## [Stated exercise]
Identify the lines bearing the string "React" and gather them.

## [Data block]
----
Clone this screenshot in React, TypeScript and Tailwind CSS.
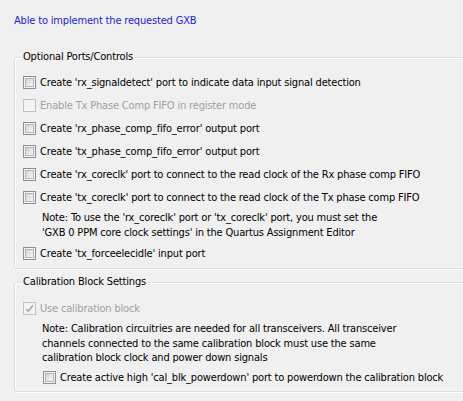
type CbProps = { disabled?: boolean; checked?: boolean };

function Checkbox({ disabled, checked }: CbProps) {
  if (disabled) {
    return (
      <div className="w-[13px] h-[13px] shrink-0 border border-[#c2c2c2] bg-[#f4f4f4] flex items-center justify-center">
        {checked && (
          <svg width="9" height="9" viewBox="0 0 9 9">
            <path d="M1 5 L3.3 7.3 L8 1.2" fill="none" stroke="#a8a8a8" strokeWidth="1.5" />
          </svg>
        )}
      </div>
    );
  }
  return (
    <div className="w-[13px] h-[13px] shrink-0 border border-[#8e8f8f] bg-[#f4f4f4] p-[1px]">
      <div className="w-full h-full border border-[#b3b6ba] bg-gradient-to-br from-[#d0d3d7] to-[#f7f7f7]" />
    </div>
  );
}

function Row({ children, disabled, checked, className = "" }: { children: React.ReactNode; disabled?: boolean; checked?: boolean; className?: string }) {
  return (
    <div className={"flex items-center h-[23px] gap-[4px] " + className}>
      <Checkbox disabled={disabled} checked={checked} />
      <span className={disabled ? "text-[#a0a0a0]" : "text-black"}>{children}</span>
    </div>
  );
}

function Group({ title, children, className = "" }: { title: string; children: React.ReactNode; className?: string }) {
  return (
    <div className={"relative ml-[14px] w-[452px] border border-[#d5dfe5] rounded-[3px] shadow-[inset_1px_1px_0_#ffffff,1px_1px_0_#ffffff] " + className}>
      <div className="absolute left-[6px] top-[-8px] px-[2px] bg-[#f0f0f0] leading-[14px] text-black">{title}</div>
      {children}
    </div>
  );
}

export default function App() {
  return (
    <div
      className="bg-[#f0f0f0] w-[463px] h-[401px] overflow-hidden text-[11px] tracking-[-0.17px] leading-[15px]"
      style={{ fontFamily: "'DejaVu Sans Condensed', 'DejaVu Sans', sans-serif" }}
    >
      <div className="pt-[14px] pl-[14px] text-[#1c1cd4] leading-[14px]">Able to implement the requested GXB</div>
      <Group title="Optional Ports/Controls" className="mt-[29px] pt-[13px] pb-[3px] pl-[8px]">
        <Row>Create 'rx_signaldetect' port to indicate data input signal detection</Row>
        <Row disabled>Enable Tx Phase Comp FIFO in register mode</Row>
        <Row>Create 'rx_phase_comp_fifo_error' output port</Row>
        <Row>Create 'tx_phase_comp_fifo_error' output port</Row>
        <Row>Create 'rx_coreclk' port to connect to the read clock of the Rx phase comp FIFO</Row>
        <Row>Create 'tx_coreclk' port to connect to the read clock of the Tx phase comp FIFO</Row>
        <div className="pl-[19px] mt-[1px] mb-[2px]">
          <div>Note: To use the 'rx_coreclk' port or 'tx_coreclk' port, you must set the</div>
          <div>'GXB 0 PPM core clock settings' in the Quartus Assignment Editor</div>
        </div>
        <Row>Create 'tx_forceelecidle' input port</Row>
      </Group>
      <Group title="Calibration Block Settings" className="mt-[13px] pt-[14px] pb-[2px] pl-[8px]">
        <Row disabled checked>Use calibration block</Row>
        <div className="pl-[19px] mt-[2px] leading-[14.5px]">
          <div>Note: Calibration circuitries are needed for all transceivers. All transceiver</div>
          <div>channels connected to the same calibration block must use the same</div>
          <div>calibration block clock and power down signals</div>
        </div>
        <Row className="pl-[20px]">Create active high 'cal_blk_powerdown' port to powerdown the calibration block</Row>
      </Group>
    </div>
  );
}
----
## [Finished exercise]
Clone this screenshot in React, TypeScript and Tailwind CSS.
function Row({ children, disabled, checked, className = "" }: { children: React.ReactNode; disabled?: boolean; checked?: boolean; className?: string }) {
function Group({ title, children, className = "" }: { title: string; children: React.ReactNode; className?: string }) {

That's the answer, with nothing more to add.